▸ What the task requires
Where does the string "this" appear in the records? Copy every line that contains it.

▸ Input
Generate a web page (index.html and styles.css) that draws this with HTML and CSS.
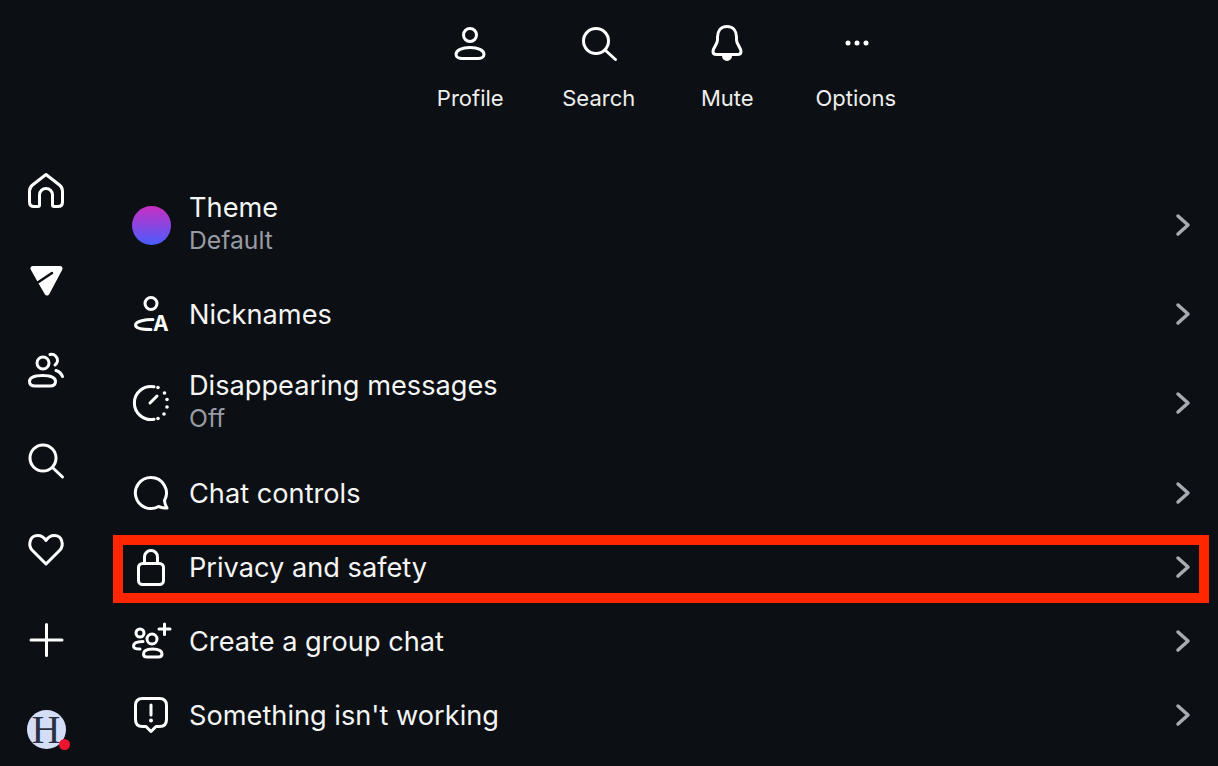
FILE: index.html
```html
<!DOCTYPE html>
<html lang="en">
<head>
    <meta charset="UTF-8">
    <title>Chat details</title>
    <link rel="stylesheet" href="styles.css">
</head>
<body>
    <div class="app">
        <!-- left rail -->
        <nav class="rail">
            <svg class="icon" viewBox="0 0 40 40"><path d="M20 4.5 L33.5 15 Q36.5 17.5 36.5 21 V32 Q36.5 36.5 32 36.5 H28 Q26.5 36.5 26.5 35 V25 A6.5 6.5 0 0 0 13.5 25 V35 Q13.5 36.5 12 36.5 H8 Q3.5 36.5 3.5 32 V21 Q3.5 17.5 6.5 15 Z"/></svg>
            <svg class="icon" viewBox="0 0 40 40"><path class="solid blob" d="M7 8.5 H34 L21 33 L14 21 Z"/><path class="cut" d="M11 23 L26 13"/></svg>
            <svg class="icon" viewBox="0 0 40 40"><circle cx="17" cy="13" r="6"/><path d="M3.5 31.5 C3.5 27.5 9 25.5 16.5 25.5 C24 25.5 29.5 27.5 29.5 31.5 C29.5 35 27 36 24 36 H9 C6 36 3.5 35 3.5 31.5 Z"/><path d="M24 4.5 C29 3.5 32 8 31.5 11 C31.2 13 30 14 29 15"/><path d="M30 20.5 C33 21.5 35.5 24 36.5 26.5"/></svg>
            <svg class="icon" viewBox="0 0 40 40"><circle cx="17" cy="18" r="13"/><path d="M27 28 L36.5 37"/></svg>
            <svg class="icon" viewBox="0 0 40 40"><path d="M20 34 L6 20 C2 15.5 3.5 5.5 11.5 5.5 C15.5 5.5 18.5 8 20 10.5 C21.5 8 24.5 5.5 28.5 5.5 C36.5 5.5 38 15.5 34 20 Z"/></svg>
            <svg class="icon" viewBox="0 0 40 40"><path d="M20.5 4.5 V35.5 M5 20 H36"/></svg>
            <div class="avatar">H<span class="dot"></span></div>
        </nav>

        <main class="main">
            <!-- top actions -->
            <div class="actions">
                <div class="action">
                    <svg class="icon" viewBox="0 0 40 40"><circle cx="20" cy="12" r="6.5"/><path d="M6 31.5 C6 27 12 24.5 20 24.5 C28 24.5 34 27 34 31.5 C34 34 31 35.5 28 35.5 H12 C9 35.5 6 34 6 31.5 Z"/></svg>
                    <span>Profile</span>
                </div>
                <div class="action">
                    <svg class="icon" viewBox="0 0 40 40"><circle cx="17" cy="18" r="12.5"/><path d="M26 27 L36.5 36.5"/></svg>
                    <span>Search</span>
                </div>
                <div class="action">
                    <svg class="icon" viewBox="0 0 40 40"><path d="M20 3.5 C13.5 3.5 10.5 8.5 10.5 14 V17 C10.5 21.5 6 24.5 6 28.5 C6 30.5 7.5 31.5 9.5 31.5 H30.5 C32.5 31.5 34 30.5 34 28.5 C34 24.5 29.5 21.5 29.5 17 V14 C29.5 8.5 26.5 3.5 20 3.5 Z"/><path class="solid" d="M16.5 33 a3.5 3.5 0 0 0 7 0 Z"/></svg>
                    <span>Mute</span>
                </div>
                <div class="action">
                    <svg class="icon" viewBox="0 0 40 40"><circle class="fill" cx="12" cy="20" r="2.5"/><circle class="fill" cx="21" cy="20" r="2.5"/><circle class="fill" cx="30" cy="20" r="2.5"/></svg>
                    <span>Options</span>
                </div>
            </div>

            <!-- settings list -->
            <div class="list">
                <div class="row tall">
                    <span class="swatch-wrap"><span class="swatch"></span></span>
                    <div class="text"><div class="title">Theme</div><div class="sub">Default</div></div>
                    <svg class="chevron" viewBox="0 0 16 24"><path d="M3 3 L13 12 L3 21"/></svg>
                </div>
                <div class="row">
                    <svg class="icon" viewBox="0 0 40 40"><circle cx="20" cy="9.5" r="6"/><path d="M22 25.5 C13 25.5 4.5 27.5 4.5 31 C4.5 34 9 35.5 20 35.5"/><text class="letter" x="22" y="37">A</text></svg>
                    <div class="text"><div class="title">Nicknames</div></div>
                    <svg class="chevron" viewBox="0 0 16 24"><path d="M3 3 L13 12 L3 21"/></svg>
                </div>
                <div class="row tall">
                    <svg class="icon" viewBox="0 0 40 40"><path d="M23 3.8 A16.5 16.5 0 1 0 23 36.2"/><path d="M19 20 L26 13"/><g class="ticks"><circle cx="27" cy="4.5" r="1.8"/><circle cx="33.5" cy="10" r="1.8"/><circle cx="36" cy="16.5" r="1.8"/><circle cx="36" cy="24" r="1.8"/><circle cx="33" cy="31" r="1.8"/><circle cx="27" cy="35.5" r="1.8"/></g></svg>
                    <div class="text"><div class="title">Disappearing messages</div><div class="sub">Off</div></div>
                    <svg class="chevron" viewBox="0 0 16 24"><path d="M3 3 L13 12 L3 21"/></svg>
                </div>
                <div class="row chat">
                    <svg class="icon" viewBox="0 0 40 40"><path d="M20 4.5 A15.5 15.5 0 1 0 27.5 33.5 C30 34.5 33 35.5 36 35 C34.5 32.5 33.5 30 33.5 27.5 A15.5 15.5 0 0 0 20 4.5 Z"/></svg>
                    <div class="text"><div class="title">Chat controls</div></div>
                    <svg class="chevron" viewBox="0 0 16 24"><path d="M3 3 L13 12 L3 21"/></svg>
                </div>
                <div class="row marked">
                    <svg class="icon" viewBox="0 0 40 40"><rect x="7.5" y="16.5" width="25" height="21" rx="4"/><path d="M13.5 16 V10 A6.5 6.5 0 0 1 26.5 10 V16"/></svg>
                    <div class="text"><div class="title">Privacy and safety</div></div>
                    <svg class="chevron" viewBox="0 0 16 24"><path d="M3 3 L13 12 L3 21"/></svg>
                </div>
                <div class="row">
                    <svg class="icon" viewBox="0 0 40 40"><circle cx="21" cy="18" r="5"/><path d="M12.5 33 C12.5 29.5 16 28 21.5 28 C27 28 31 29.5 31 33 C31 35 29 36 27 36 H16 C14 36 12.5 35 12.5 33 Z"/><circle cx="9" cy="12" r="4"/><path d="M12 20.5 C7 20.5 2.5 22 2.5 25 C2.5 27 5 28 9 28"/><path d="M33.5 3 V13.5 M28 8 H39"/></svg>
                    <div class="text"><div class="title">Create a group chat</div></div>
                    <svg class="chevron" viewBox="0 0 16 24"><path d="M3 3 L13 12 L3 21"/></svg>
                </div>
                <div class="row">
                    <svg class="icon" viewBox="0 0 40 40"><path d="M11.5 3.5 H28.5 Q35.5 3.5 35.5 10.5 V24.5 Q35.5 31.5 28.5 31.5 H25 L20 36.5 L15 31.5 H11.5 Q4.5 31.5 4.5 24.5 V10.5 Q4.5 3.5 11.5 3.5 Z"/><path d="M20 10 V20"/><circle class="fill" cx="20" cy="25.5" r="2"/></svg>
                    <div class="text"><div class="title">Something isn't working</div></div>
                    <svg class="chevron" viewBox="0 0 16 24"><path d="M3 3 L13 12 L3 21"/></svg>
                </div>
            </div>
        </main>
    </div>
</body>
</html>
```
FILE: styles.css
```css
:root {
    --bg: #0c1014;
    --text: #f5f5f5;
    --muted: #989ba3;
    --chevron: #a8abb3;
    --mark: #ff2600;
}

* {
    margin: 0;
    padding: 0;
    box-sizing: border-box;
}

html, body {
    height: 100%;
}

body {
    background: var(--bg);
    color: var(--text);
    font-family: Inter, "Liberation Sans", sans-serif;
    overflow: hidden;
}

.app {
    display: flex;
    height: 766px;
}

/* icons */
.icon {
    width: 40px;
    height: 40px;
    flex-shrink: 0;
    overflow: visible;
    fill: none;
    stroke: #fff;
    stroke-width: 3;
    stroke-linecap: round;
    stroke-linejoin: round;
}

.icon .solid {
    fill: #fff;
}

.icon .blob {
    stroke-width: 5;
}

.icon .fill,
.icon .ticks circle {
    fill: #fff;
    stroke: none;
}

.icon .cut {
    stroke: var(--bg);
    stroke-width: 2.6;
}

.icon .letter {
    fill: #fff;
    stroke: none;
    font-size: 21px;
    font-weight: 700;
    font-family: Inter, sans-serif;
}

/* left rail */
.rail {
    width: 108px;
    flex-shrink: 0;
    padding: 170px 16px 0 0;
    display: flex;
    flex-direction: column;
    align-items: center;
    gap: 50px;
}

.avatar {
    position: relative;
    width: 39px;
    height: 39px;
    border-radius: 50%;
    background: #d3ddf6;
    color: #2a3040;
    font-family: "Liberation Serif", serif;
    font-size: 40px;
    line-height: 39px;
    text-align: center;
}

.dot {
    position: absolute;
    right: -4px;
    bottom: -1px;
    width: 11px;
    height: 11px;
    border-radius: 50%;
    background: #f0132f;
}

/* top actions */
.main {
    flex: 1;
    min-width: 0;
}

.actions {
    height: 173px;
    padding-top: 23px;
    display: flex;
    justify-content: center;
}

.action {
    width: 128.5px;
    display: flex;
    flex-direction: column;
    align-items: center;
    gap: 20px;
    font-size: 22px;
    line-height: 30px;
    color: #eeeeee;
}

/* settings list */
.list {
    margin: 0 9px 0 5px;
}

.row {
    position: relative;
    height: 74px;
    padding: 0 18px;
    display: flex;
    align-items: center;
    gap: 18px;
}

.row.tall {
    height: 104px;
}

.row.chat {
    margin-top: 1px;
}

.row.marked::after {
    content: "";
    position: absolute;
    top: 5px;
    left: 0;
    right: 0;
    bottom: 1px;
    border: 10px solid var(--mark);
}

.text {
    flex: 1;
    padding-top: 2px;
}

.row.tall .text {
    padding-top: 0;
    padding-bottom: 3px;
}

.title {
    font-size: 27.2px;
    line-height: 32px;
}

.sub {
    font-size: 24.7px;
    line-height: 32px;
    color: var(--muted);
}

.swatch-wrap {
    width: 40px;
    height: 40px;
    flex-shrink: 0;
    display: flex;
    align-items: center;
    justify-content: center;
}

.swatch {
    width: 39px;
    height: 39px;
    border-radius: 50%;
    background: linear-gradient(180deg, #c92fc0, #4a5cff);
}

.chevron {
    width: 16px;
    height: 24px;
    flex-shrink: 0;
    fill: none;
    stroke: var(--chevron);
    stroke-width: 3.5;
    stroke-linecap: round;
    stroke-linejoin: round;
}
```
--
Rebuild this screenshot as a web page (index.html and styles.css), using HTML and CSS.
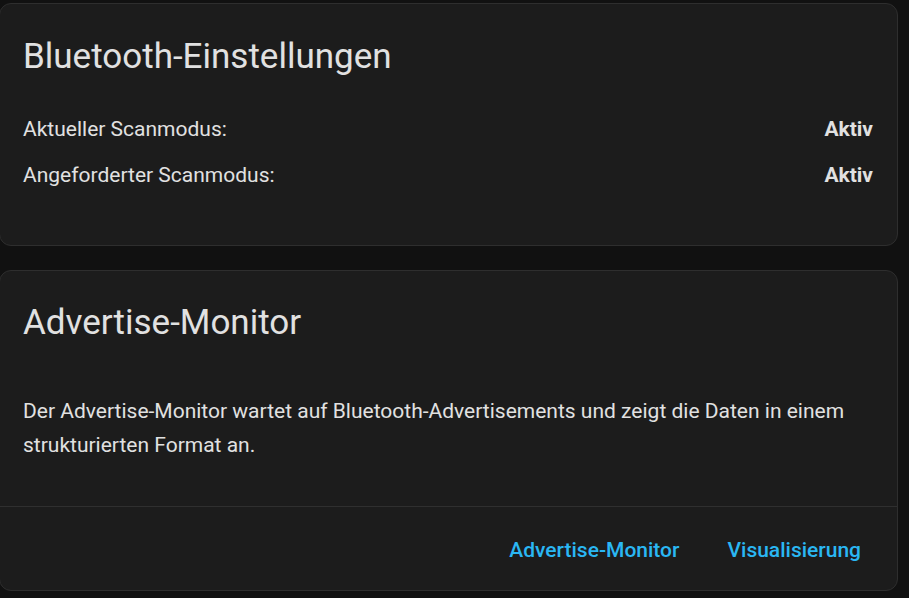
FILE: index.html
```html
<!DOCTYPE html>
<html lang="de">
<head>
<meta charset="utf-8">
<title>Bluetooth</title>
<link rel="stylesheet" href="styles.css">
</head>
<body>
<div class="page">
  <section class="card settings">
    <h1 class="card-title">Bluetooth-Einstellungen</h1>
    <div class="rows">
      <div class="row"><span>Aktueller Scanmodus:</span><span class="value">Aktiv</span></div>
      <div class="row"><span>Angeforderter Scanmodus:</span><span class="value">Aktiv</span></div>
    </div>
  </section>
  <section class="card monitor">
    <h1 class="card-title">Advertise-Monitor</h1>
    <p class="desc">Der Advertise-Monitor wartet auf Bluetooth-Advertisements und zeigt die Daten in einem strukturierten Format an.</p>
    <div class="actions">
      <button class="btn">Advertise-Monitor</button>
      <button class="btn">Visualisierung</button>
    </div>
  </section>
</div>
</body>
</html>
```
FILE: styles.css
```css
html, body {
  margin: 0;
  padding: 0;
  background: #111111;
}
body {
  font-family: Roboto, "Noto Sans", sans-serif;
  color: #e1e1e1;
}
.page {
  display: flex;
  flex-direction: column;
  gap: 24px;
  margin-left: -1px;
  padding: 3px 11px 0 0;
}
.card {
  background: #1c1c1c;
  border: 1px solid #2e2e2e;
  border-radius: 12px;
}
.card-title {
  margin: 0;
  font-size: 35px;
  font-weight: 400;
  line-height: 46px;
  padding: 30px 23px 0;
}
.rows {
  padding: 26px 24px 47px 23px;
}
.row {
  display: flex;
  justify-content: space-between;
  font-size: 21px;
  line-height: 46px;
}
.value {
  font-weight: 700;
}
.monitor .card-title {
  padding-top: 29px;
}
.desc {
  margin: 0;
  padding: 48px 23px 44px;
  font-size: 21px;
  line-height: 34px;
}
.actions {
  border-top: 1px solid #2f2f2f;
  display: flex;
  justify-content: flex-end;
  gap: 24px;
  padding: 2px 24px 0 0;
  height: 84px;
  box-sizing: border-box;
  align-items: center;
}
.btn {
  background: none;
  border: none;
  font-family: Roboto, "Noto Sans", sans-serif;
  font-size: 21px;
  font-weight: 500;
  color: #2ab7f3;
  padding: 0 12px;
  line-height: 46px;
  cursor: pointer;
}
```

▸ Written solution
Generate a web page (index.html and styles.css) that draws this with HTML and CSS.
Rebuild this screenshot as a web page (index.html and styles.css), using HTML and CSS.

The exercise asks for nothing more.